[Data block]:

────────────────

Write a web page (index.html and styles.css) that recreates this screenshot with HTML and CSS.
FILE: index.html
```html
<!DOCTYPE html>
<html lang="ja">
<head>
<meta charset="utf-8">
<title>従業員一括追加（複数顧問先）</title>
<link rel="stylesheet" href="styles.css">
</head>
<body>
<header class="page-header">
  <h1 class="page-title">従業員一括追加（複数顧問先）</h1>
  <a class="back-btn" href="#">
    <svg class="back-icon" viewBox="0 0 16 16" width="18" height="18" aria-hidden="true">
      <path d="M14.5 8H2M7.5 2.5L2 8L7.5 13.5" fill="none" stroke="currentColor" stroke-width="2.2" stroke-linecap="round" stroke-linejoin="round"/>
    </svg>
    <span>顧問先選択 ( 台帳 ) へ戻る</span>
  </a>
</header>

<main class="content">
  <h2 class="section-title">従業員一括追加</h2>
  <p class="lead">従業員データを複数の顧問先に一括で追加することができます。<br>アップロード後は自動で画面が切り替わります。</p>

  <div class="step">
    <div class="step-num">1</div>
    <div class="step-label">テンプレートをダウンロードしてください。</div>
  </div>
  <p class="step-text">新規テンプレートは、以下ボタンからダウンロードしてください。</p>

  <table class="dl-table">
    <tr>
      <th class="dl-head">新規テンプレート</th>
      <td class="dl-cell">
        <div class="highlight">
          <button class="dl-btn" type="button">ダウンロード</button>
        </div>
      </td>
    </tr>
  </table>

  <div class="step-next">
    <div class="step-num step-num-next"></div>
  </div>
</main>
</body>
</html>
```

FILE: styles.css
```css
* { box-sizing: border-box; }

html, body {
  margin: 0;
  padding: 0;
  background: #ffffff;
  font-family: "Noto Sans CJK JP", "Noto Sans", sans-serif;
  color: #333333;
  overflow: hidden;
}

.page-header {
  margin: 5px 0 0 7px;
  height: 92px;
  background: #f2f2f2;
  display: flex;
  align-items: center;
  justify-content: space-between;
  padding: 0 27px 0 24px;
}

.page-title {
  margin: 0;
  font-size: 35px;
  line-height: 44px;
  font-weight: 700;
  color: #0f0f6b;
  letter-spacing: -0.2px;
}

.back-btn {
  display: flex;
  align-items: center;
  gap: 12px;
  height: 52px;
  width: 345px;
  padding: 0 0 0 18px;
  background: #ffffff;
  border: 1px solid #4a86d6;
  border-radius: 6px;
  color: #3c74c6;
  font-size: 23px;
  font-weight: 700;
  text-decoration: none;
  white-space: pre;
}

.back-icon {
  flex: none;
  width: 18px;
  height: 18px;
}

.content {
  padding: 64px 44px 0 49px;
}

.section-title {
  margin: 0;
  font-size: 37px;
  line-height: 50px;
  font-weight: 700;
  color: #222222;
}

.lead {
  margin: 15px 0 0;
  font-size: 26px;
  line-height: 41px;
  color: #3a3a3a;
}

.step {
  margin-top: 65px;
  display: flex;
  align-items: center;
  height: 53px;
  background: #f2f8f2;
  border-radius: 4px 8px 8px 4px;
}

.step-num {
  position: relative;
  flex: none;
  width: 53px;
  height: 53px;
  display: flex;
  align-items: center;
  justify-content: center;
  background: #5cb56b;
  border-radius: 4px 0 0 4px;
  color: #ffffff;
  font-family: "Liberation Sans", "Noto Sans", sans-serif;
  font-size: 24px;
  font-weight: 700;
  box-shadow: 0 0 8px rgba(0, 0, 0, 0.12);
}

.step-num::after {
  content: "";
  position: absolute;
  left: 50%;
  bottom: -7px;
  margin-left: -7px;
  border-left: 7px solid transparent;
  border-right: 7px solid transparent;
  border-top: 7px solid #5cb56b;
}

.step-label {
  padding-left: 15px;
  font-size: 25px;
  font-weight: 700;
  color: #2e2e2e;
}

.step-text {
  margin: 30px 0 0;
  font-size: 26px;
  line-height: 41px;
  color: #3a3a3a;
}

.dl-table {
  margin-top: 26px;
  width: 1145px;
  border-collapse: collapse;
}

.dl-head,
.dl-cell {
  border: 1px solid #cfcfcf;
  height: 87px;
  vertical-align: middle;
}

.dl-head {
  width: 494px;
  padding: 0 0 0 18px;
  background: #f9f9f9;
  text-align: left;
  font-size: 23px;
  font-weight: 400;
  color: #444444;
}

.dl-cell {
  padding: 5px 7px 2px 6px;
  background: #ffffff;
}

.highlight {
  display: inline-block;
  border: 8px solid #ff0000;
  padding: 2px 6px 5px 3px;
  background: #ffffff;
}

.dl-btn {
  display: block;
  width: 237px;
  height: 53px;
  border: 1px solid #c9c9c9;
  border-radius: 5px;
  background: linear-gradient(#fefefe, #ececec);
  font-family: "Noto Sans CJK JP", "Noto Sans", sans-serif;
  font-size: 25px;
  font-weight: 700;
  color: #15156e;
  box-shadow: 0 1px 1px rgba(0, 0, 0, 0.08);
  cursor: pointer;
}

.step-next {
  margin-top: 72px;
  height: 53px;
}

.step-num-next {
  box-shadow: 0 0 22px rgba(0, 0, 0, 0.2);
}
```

────────────────

[Exercise aim]: Would you copy out each line exactly as written?

[Solution]:
Write a web page (index.html and styles.css) that recreates this screenshot with HTML and CSS.
FILE: index.html
```html
<!DOCTYPE html>
<html lang="ja">
<head>
<meta charset="utf-8">
<title>従業員一括追加（複数顧問先）</title>
<link rel="stylesheet" href="styles.css">
</head>
<body>
<header class="page-header">
  <h1 class="page-title">従業員一括追加（複数顧問先）</h1>
  <a class="back-btn" href="#">
    <svg class="back-icon" viewBox="0 0 16 16" width="18" height="18" aria-hidden="true">
      <path d="M14.5 8H2M7.5 2.5L2 8L7.5 13.5" fill="none" stroke="currentColor" stroke-width="2.2" stroke-linecap="round" stroke-linejoin="round"/>
    </svg>
    <span>顧問先選択 ( 台帳 ) へ戻る</span>
  </a>
</header>

<main class="content">
  <h2 class="section-title">従業員一括追加</h2>
  <p class="lead">従業員データを複数の顧問先に一括で追加することができます。<br>アップロード後は自動で画面が切り替わります。</p>

  <div class="step">
    <div class="step-num">1</div>
    <div class="step-label">テンプレートをダウンロードしてください。</div>
  </div>
  <p class="step-text">新規テンプレートは、以下ボタンからダウンロードしてください。</p>

  <table class="dl-table">
    <tr>
      <th class="dl-head">新規テンプレート</th>
      <td class="dl-cell">
        <div class="highlight">
          <button class="dl-btn" type="button">ダウンロード</button>
        </div>
      </td>
    </tr>
  </table>

  <div class="step-next">
    <div class="step-num step-num-next"></div>
  </div>
</main>
</body>
</html>
```

FILE: styles.css
```css
* { box-sizing: border-box; }

html, body {
  margin: 0;
  padding: 0;
  background: #ffffff;
  font-family: "Noto Sans CJK JP", "Noto Sans", sans-serif;
  color: #333333;
  overflow: hidden;
}

.page-header {
  margin: 5px 0 0 7px;
  height: 92px;
  background: #f2f2f2;
  display: flex;
  align-items: center;
  justify-content: space-between;
  padding: 0 27px 0 24px;
}

.page-title {
  margin: 0;
  font-size: 35px;
  line-height: 44px;
  font-weight: 700;
  color: #0f0f6b;
  letter-spacing: -0.2px;
}

.back-btn {
  display: flex;
  align-items: center;
  gap: 12px;
  height: 52px;
  width: 345px;
  padding: 0 0 0 18px;
  background: #ffffff;
  border: 1px solid #4a86d6;
  border-radius: 6px;
  color: #3c74c6;
  font-size: 23px;
  font-weight: 700;
  text-decoration: none;
  white-space: pre;
}

.back-icon {
  flex: none;
  width: 18px;
  height: 18px;
}

.content {
  padding: 64px 44px 0 49px;
}

.section-title {
  margin: 0;
  font-size: 37px;
  line-height: 50px;
  font-weight: 700;
  color: #222222;
}

.lead {
  margin: 15px 0 0;
  font-size: 26px;
  line-height: 41px;
  color: #3a3a3a;
}

.step {
  margin-top: 65px;
  display: flex;
  align-items: center;
  height: 53px;
  background: #f2f8f2;
  border-radius: 4px 8px 8px 4px;
}

.step-num {
  position: relative;
  flex: none;
  width: 53px;
  height: 53px;
  display: flex;
  align-items: center;
  justify-content: center;
  background: #5cb56b;
  border-radius: 4px 0 0 4px;
  color: #ffffff;
  font-family: "Liberation Sans", "Noto Sans", sans-serif;
  font-size: 24px;
  font-weight: 700;
  box-shadow: 0 0 8px rgba(0, 0, 0, 0.12);
}

.step-num::after {
  content: "";
  position: absolute;
  left: 50%;
  bottom: -7px;
  margin-left: -7px;
  border-left: 7px solid transparent;
  border-right: 7px solid transparent;
  border-top: 7px solid #5cb56b;
}

.step-label {
  padding-left: 15px;
  font-size: 25px;
  font-weight: 700;
  color: #2e2e2e;
}

.step-text {
  margin: 30px 0 0;
  font-size: 26px;
  line-height: 41px;
  color: #3a3a3a;
}

.dl-table {
  margin-top: 26px;
  width: 1145px;
  border-collapse: collapse;
}

.dl-head,
.dl-cell {
  border: 1px solid #cfcfcf;
  height: 87px;
  vertical-align: middle;
}

.dl-head {
  width: 494px;
  padding: 0 0 0 18px;
  background: #f9f9f9;
  text-align: left;
  font-size: 23px;
  font-weight: 400;
  color: #444444;
}

.dl-cell {
  padding: 5px 7px 2px 6px;
  background: #ffffff;
}

.highlight {
  display: inline-block;
  border: 8px solid #ff0000;
  padding: 2px 6px 5px 3px;
  background: #ffffff;
}

.dl-btn {
  display: block;
  width: 237px;
  height: 53px;
  border: 1px solid #c9c9c9;
  border-radius: 5px;
  background: linear-gradient(#fefefe, #ececec);
  font-family: "Noto Sans CJK JP", "Noto Sans", sans-serif;
  font-size: 25px;
  font-weight: 700;
  color: #15156e;
  box-shadow: 0 1px 1px rgba(0, 0, 0, 0.08);
  cursor: pointer;
}

.step-next {
  margin-top: 72px;
  height: 53px;
}

.step-num-next {
  box-shadow: 0 0 22px rgba(0, 0, 0, 0.2);
}
```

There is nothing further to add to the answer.